◆ WORK TO COMPLETE
Every line that holds "components" should be shown.

[Rows from a dataset of pages and code]
************

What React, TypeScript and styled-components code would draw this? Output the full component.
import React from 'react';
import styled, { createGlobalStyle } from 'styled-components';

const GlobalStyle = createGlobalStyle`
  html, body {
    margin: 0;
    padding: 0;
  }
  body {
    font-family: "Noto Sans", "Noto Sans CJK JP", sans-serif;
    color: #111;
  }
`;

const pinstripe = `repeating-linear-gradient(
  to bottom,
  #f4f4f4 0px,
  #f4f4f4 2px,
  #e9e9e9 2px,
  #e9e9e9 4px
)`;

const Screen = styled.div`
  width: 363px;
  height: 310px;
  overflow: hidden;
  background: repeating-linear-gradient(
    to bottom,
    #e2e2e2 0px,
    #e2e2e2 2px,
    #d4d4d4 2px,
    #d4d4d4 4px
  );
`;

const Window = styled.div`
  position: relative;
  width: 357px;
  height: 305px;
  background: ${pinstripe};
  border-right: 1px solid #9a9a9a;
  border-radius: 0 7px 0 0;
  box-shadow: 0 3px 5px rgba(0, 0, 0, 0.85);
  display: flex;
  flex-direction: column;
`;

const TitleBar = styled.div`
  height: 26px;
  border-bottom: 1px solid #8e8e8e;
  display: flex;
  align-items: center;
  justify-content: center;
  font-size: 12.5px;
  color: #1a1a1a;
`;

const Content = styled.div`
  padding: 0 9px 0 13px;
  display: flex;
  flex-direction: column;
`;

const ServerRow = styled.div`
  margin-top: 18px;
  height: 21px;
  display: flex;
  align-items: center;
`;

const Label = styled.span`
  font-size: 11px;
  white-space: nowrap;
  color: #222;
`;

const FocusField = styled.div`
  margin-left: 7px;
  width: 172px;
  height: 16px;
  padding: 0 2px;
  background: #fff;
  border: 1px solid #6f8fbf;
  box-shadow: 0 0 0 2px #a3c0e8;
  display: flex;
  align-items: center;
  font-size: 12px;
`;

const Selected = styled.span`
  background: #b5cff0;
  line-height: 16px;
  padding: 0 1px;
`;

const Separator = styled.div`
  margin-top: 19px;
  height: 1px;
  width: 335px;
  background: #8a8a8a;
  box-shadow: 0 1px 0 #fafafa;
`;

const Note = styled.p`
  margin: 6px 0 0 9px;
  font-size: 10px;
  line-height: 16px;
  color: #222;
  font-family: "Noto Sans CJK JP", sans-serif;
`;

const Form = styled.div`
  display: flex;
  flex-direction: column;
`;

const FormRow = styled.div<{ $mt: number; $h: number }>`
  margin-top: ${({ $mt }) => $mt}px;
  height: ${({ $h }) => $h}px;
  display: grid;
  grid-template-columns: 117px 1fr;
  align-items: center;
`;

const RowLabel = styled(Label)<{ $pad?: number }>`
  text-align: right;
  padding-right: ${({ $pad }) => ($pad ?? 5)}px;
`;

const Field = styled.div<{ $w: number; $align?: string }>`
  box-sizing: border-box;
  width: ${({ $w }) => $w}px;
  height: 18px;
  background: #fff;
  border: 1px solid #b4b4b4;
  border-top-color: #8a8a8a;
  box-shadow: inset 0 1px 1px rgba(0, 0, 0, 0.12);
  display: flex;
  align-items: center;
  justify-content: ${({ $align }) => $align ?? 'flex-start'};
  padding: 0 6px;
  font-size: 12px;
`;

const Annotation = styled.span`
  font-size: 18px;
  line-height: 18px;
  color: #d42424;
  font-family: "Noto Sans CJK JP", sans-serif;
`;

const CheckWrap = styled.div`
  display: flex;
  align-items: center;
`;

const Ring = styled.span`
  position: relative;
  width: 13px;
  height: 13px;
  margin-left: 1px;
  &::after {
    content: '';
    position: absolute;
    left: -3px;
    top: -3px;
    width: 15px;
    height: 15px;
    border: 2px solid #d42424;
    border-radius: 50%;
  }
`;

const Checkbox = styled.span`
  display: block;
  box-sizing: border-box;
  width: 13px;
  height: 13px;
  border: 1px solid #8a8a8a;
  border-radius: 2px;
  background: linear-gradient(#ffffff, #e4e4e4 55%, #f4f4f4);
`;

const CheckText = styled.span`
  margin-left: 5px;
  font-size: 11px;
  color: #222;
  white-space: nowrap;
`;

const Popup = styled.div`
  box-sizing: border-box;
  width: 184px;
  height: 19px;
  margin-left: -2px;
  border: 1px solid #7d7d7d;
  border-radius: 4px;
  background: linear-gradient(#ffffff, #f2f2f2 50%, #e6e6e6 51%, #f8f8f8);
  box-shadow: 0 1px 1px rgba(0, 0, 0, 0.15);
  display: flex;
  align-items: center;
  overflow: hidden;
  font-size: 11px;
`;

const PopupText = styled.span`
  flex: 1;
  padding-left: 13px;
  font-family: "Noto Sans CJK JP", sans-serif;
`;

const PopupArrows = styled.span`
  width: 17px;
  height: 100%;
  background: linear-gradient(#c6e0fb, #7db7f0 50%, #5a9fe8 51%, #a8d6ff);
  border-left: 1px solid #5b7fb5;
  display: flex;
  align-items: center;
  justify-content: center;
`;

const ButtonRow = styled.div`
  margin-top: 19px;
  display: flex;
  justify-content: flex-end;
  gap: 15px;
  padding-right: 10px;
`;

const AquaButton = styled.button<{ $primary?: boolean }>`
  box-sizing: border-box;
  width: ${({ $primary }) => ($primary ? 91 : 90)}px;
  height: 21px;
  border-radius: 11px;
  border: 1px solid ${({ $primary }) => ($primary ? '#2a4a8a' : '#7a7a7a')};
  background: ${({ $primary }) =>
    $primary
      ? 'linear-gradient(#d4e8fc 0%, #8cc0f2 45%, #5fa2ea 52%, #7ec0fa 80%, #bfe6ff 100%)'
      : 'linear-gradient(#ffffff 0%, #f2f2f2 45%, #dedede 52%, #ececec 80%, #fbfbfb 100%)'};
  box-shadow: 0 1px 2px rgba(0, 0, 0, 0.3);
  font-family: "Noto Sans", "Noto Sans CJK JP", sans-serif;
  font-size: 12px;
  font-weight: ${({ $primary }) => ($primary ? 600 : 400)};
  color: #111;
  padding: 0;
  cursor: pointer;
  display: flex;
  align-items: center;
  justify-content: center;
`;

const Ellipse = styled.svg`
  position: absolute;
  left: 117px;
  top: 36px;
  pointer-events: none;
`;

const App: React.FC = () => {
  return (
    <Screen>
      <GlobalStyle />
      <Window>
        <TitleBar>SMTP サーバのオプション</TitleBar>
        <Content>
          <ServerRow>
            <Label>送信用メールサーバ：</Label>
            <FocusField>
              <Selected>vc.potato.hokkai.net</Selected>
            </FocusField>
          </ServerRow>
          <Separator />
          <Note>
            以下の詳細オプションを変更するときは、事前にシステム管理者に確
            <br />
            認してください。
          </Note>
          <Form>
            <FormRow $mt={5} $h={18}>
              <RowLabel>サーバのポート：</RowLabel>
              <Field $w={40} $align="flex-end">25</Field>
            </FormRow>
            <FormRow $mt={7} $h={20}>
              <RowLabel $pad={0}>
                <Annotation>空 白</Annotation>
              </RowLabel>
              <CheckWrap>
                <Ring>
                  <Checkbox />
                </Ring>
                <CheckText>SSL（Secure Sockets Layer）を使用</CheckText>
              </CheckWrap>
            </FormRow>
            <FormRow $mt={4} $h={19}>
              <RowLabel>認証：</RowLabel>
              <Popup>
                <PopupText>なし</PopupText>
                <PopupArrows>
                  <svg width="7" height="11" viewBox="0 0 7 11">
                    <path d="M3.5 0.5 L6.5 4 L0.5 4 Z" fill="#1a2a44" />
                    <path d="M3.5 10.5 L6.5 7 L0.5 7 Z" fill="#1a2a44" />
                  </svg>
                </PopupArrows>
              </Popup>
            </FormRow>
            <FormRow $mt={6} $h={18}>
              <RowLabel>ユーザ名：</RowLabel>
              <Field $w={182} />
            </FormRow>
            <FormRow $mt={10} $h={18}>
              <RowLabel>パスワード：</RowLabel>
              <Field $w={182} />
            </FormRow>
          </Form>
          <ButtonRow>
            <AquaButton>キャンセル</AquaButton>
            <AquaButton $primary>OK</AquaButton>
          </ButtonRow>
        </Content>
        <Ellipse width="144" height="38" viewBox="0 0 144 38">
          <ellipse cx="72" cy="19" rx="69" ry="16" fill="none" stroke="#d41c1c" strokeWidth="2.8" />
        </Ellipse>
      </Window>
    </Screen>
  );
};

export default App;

************

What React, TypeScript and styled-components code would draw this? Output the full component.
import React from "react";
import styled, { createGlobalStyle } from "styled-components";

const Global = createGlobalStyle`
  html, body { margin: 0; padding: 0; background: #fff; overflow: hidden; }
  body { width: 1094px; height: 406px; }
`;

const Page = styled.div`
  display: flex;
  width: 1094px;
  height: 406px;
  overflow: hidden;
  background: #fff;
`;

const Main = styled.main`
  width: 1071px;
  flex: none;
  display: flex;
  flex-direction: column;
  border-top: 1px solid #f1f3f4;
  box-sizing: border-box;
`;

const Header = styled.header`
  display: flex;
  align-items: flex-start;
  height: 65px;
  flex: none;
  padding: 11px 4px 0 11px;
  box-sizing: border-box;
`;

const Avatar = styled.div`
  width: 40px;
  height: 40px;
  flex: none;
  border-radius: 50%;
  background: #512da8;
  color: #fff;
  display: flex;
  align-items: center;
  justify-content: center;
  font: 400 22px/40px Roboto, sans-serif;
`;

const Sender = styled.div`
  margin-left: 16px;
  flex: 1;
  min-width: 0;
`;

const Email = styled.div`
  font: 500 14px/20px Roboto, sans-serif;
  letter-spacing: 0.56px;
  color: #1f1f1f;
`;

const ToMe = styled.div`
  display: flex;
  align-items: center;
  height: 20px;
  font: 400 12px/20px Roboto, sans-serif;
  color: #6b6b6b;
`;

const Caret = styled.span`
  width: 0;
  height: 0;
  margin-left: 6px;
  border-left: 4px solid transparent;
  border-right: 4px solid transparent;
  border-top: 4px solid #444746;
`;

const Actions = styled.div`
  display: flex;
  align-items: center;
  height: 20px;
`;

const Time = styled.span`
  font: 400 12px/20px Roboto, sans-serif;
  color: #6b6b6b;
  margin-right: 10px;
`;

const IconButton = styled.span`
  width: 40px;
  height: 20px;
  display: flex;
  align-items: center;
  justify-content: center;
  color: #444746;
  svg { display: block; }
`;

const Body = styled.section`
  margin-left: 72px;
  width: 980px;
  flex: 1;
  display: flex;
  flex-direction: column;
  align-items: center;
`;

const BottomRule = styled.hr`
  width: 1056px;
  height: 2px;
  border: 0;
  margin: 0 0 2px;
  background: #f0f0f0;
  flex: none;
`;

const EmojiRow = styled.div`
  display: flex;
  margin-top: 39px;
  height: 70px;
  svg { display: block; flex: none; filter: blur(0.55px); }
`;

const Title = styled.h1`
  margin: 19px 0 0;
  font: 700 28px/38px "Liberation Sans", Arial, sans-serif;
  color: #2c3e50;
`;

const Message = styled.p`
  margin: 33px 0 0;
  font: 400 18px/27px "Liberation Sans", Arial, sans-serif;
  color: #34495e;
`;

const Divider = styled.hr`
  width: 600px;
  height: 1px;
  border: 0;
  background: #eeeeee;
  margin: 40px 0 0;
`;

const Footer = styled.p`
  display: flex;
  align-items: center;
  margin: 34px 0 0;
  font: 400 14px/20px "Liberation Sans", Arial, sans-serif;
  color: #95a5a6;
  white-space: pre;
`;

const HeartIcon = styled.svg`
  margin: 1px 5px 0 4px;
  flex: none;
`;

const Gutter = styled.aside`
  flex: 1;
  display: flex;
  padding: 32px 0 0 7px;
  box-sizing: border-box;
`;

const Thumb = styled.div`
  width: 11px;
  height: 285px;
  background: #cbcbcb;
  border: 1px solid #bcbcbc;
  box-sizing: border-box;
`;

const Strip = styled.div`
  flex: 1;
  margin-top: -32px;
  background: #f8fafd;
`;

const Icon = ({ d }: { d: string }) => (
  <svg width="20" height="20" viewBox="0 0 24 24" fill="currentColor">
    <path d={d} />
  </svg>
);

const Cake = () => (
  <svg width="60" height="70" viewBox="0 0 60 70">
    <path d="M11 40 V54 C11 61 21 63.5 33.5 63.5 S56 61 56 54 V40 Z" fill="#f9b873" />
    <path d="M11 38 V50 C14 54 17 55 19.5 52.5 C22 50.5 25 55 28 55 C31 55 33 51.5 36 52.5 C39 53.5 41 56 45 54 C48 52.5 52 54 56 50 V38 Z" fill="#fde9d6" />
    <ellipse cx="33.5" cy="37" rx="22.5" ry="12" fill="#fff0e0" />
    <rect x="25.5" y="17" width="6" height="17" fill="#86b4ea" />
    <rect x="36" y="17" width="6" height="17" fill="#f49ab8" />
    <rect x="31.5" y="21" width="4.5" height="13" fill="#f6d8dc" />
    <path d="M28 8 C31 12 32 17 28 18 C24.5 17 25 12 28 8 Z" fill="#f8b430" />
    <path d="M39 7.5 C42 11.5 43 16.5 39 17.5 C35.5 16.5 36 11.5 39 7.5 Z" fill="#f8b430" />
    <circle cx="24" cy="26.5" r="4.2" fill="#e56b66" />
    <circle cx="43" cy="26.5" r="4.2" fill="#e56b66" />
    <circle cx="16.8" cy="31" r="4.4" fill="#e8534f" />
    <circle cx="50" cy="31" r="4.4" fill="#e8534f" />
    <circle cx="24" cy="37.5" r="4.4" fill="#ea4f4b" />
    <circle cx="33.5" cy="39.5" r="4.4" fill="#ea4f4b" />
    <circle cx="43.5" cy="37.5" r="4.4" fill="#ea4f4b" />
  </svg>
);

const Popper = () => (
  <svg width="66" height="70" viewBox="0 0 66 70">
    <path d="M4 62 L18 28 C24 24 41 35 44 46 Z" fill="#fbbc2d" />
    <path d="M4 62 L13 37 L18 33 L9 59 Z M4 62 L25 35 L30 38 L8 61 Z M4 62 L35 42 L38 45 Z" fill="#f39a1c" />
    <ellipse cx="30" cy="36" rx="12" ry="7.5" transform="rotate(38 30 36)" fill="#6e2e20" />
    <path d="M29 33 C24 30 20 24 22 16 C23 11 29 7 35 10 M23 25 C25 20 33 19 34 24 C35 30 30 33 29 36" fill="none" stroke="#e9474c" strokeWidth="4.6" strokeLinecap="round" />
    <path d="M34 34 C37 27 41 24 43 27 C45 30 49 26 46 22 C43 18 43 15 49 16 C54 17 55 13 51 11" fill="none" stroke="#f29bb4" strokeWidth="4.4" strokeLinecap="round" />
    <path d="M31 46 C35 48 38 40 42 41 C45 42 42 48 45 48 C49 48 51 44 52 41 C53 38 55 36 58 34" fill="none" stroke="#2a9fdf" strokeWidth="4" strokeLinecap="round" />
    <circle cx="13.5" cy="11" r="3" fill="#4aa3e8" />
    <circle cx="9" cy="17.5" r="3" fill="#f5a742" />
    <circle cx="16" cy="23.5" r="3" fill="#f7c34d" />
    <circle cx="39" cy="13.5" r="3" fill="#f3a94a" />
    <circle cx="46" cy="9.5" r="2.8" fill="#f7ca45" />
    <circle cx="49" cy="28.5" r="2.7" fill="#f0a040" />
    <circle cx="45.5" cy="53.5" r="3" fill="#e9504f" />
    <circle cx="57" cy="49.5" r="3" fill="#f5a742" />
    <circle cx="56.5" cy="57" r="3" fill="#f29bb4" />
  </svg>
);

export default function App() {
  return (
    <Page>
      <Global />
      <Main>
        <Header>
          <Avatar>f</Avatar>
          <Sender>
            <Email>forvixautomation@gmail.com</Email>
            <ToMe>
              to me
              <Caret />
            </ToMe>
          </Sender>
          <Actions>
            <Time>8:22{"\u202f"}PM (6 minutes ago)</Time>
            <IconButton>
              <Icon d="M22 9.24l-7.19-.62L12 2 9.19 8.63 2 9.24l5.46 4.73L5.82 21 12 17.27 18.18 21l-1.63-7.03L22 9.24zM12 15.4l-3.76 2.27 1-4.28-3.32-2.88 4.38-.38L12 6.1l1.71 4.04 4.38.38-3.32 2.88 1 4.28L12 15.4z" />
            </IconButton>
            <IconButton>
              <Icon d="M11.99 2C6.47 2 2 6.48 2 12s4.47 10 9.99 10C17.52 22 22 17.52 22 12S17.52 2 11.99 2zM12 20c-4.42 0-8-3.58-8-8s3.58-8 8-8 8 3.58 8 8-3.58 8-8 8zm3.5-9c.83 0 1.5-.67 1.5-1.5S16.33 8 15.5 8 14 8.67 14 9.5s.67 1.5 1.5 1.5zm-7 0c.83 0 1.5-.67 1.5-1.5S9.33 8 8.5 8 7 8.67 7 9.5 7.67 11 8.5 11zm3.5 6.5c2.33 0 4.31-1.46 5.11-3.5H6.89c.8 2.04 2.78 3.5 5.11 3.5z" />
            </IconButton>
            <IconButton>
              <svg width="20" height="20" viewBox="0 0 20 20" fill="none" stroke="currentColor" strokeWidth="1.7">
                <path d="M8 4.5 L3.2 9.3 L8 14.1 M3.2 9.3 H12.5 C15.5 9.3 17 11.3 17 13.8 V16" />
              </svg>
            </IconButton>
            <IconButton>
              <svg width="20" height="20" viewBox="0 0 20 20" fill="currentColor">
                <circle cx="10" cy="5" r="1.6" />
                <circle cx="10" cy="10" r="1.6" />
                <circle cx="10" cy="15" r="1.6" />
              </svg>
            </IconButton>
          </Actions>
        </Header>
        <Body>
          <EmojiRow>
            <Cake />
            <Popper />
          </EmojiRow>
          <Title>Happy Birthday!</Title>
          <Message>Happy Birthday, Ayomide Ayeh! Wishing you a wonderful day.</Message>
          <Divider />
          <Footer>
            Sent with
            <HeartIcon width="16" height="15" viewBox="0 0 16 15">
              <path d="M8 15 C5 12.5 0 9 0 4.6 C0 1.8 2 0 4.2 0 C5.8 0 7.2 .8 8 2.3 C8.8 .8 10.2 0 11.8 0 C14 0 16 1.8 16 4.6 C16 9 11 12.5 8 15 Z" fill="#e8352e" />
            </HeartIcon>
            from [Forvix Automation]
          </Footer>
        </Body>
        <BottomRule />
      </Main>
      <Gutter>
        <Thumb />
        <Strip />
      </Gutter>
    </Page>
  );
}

************

◆ EXERCISE OUTPUT
What React, TypeScript and styled-components code would draw this? Output the full component.
import styled, { createGlobalStyle } from 'styled-components';
What React, TypeScript and styled-components code would draw this? Output the full component.
import styled, { createGlobalStyle } from "styled-components";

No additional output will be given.